Tranquillo explains that he sees the differences in the “human element side”.

“I think the execution isn’t always at the same level that we see certainly in the US and Western Europe,” he explains.

”But for us that’s quite exciting because that’s an opportunity to help companies improve in those area.”

The extent of natural catastrophe exposures is another point of difference, Tranquillo notes.

“When we think about typhoons, flood and earthquakes, one feels almost helpless against them, but actually there’s a lot of relatively low-cost improvements that can be made in the region that make a real difference,” he says.

“We are doing quite a lot in terms of flood mapping for the region and there’s some exciting stuff coming out of that, and we’re also looking specifically at the higher challenge end of the spectrum in terms of companies – power generation, mining and similarly challenging occupancies.”

Engineering success

What makes FM Global interesting from an operational point of view is its engineering-based approach to underwriting, loss prevention and risk management. The company’s policy is to hire engineers straight out of college or mature engineers who have worked in other companies, and to train them all in loss-prevention engineering.

“A lot of people at FM Global come through the engineering ranks and I was no different to that,” Tranquillo says.

“I started off as a field engineer 30 years ago in Italy and spent time working with clients in Europe and then South America for five years, and then went into the underwriting side; that’s not an unusual career path for our staff.

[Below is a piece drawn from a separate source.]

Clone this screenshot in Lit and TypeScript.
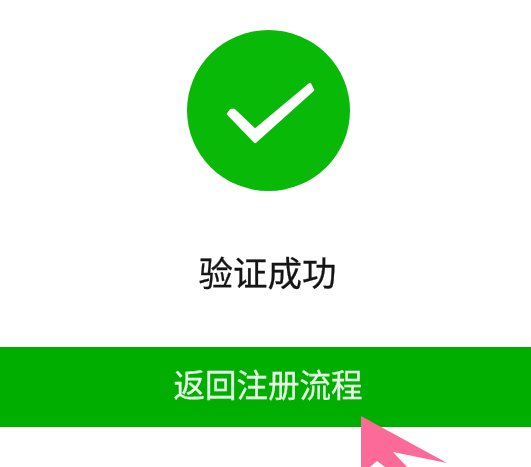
import { LitElement, html, css } from "lit";
import { customElement } from "lit/decorators.js";

@customElement("app-root")
export class AppRoot extends LitElement {
  static styles = css`
    :host {
      display: block;
      position: relative;
      width: 531px;
      height: 467px;
      overflow: hidden;
      background: #fff;
      font-family: "Noto Sans CJK SC", "Noto Sans", sans-serif;
    }
    .page {
      display: flex;
      flex-direction: column;
      align-items: center;
      padding-top: 30px;
    }
    .badge {
      display: block;
      width: 163px;
      height: 161px;
      margin-left: 6px;
      filter: blur(0.6px);
    }
    .title {
      margin-top: 61px;
      margin-left: 4px;
      height: 38px;
      font-size: 34.5px;
      line-height: 38px;
      color: #151515;
      -webkit-text-stroke: 0.3px #151515;
      filter: blur(0.6px);
    }
    .action {
      box-sizing: border-box;
      width: 100%;
      height: 80px;
      margin-top: 57px;
      padding: 0 0 9px 5px;
      border: 0;
      display: flex;
      align-items: center;
      justify-content: center;
      background: #00ae00;
      color: #e6f7e6;
      font: inherit;
      font-size: 31.5px;
      -webkit-text-stroke: 0.3px #e6f7e6;
      filter: blur(0.5px);
    }
    .pointer {
      position: absolute;
      left: 355px;
      top: 410px;
      width: 100px;
      height: 57px;
      filter: blur(0.4px);
    }
  `;

  render() {
    return html`
      <div class="page">
        <svg class="badge" viewBox="0 0 163 161" aria-hidden="true">
          <ellipse cx="81.5" cy="80.5" rx="81.5" ry="80.5" fill="#08b908"></ellipse>
          <path
            d="M44 80 L41 84 L68 112 L126 60 L123 54 L68 100 L47 80 Z"
            fill="#fff"
            stroke="#fff"
            stroke-width="2.5"
            stroke-linejoin="round"
          ></path>
        </svg>
        <div class="title">验证成功</div>
        <button class="action">返回注册流程</button>
      </div>
      <svg class="pointer" viewBox="0 0 100 57" aria-hidden="true">
        <path d="M6 6 L92 53 L38 42 L52 57 L6 57 Z" fill="#fb6a98"></path>
        <path d="M15 57 L22 51 L30 57 Z" fill="#fff"></path>
      </svg>
    `;
  }
}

While most insurance companies would employ “actuaries that would look at losses and price capacity as a function of loss histories and actuarial information”, FM Global turns to engineers.

“We also look at loss history, of course, but our capacity and pricing are driven by the actual risk quality that our risk engineers find on site,” he says.

“The idea is as you improve that risk quality, we can provide more capacity – and we can do it at a more competitive rate.”

Credit where it’s due

Another notable aspect of FM Global’s operations is its status as a mutual insurer.

“As a result of the efforts of our clients to reduce their losses we’re able to contain our loss cost and, as a result of that, when we’re in a situation where our losses are lower than we had planned for then we’re able to share in that result through membership credits,” Tranquillo explains.

“Typically the way that works is that when a membership credit is declared, our policy holders who renew the policy with us for the following year will receive a share in the membership credit, which is a function of their tenure with us and the premium that they pay us.”

Indeed, FM Global’s clients will collectively receive an estimated $465 million in premium reductions when they renew their policies between the end of this month and 29 June, 2015. Almost 2000 clients qualify for the credit.

As Tranquillo explains, following this move, FM Global clients will have benefited from about $2.5 billion in membership credit since the programme was introduced in 2001.

“This is actually our seventh membership credit since 2001, and this is the largest that we’ve done,” he says.

Tranquillo puts this success down to the work of his company’s engineers identifying and quantifying their clients’ exposures, and then, together with their clients, coming up with solutions to help mitigate or eliminate these exposures, all of which results in fewer losses.

“And even the losses that they do have tend to be less severe because they tend to be controlled, and that’s reflected in our combined ratio,” he says.

“In 2013, for instance, our combined ratio was just under 78% and that obviously puts us in a good position to be able to share in that success with our clients.”